Copy out the data below as written; omit any images.

-*-*-

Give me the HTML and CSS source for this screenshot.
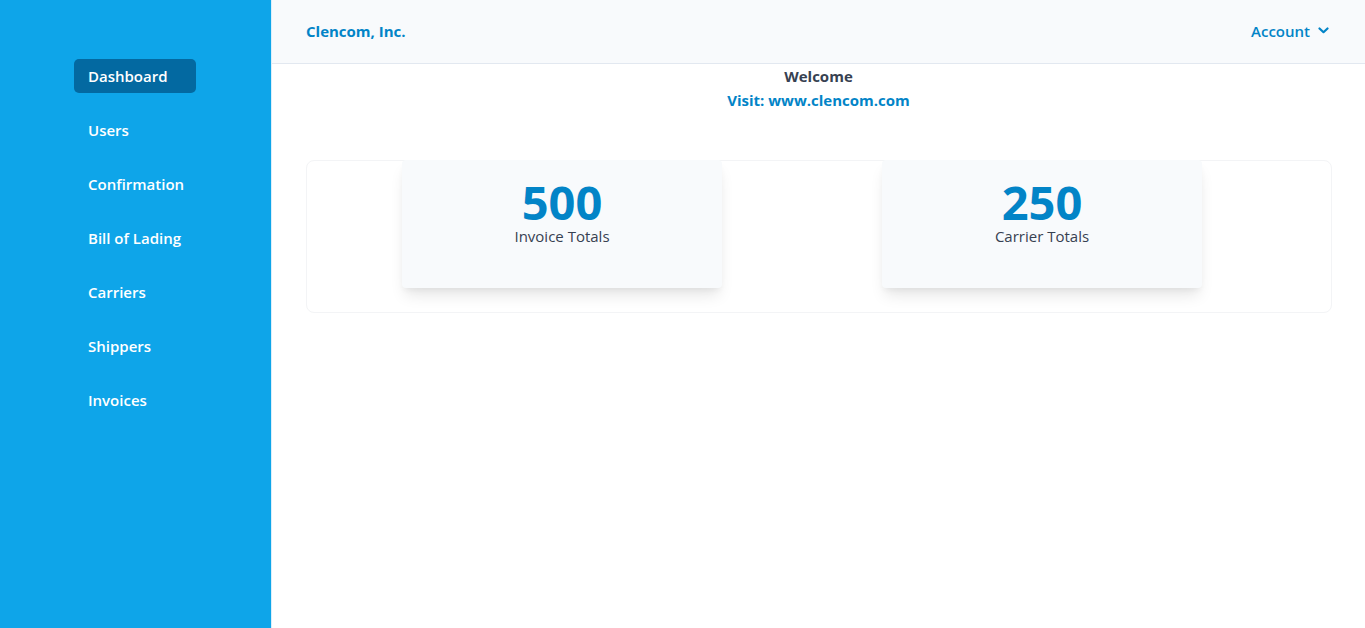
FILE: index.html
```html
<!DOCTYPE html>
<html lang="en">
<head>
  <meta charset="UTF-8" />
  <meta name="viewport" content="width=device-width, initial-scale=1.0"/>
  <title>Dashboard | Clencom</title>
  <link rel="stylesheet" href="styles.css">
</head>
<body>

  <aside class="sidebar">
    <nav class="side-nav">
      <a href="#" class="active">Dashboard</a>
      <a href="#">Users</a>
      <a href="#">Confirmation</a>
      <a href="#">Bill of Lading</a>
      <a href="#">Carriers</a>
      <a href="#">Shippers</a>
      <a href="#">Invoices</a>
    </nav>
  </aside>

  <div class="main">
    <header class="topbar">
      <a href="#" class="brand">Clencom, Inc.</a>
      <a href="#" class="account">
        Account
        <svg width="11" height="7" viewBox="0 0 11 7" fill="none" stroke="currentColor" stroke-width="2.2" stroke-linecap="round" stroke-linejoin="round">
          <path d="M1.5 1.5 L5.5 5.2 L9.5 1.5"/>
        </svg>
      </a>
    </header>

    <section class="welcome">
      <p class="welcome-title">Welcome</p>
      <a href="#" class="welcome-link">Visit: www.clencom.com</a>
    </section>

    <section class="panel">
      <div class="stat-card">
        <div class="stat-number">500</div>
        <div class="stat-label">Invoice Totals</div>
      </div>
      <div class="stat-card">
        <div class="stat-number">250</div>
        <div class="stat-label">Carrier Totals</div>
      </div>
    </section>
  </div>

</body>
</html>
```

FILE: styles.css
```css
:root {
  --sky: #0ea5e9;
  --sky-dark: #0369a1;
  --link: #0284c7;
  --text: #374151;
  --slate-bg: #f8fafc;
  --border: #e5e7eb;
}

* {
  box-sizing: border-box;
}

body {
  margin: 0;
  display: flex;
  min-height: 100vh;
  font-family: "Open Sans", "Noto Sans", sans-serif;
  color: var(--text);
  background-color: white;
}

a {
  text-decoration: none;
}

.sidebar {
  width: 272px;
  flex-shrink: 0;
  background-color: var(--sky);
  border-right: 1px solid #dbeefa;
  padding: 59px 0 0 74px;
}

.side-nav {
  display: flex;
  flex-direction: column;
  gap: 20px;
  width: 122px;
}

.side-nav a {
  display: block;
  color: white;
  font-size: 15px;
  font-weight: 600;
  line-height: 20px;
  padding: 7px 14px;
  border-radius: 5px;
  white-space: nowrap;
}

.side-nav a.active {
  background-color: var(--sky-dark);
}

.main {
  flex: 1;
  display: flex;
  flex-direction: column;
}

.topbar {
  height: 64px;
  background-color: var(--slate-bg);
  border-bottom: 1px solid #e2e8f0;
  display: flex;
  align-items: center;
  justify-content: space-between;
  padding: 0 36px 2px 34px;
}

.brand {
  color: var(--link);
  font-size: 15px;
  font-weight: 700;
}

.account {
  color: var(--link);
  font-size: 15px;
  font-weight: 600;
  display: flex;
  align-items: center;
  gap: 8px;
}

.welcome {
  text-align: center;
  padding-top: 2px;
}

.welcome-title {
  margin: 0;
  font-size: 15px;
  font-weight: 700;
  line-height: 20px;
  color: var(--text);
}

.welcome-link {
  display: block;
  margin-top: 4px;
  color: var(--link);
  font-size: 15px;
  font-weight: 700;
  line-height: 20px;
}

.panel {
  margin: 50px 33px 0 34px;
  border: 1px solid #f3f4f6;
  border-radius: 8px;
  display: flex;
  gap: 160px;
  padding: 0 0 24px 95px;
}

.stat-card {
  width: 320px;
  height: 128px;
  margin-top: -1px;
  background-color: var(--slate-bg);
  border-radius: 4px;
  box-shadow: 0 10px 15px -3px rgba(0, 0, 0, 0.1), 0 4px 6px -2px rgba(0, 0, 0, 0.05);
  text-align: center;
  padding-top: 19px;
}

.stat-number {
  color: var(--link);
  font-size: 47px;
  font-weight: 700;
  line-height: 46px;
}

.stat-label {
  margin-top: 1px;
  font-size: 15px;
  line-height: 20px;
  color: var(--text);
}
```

-*-*-

§ Solution:
Give me the HTML and CSS source for this screenshot.
FILE: index.html
```html
<!DOCTYPE html>
<html lang="en">
<head>
  <meta charset="UTF-8" />
  <meta name="viewport" content="width=device-width, initial-scale=1.0"/>
  <title>Dashboard | Clencom</title>
  <link rel="stylesheet" href="styles.css">
</head>
<body>

  <aside class="sidebar">
    <nav class="side-nav">
      <a href="#" class="active">Dashboard</a>
      <a href="#">Users</a>
      <a href="#">Confirmation</a>
      <a href="#">Bill of Lading</a>
      <a href="#">Carriers</a>
      <a href="#">Shippers</a>
      <a href="#">Invoices</a>
    </nav>
  </aside>

  <div class="main">
    <header class="topbar">
      <a href="#" class="brand">Clencom, Inc.</a>
      <a href="#" class="account">
        Account
        <svg width="11" height="7" viewBox="0 0 11 7" fill="none" stroke="currentColor" stroke-width="2.2" stroke-linecap="round" stroke-linejoin="round">
          <path d="M1.5 1.5 L5.5 5.2 L9.5 1.5"/>
        </svg>
      </a>
    </header>

    <section class="welcome">
      <p class="welcome-title">Welcome</p>
      <a href="#" class="welcome-link">Visit: www.clencom.com</a>
    </section>

    <section class="panel">
      <div class="stat-card">
        <div class="stat-number">500</div>
        <div class="stat-label">Invoice Totals</div>
      </div>
      <div class="stat-card">
        <div class="stat-number">250</div>
        <div class="stat-label">Carrier Totals</div>
      </div>
    </section>
  </div>

</body>
</html>
```

FILE: styles.css
```css
:root {
  --sky: #0ea5e9;
  --sky-dark: #0369a1;
  --link: #0284c7;
  --text: #374151;
  --slate-bg: #f8fafc;
  --border: #e5e7eb;
}

* {
  box-sizing: border-box;
}

body {
  margin: 0;
  display: flex;
  min-height: 100vh;
  font-family: "Open Sans", "Noto Sans", sans-serif;
  color: var(--text);
  background-color: white;
}

a {
  text-decoration: none;
}

.sidebar {
  width: 272px;
  flex-shrink: 0;
  background-color: var(--sky);
  border-right: 1px solid #dbeefa;
  padding: 59px 0 0 74px;
}

.side-nav {
  display: flex;
  flex-direction: column;
  gap: 20px;
  width: 122px;
}

.side-nav a {
  display: block;
  color: white;
  font-size: 15px;
  font-weight: 600;
  line-height: 20px;
  padding: 7px 14px;
  border-radius: 5px;
  white-space: nowrap;
}

.side-nav a.active {
  background-color: var(--sky-dark);
}

.main {
  flex: 1;
  display: flex;
  flex-direction: column;
}

.topbar {
  height: 64px;
  background-color: var(--slate-bg);
  border-bottom: 1px solid #e2e8f0;
  display: flex;
  align-items: center;
  justify-content: space-between;
  padding: 0 36px 2px 34px;
}

.brand {
  color: var(--link);
  font-size: 15px;
  font-weight: 700;
}

.account {
  color: var(--link);
  font-size: 15px;
  font-weight: 600;
  display: flex;
  align-items: center;
  gap: 8px;
}

.welcome {
  text-align: center;
  padding-top: 2px;
}

.welcome-title {
  margin: 0;
  font-size: 15px;
  font-weight: 700;
  line-height: 20px;
  color: var(--text);
}

.welcome-link {
  display: block;
  margin-top: 4px;
  color: var(--link);
  font-size: 15px;
  font-weight: 700;
  line-height: 20px;
}

.panel {
  margin: 50px 33px 0 34px;
  border: 1px solid #f3f4f6;
  border-radius: 8px;
  display: flex;
  gap: 160px;
  padding: 0 0 24px 95px;
}

.stat-card {
  width: 320px;
  height: 128px;
  margin-top: -1px;
  background-color: var(--slate-bg);
  border-radius: 4px;
  box-shadow: 0 10px 15px -3px rgba(0, 0, 0, 0.1), 0 4px 6px -2px rgba(0, 0, 0, 0.05);
  text-align: center;
  padding-top: 19px;
}

.stat-number {
  color: var(--link);
  font-size: 47px;
  font-weight: 700;
  line-height: 46px;
}

.stat-label {
  margin-top: 1px;
  font-size: 15px;
  line-height: 20px;
  color: var(--text);
}
```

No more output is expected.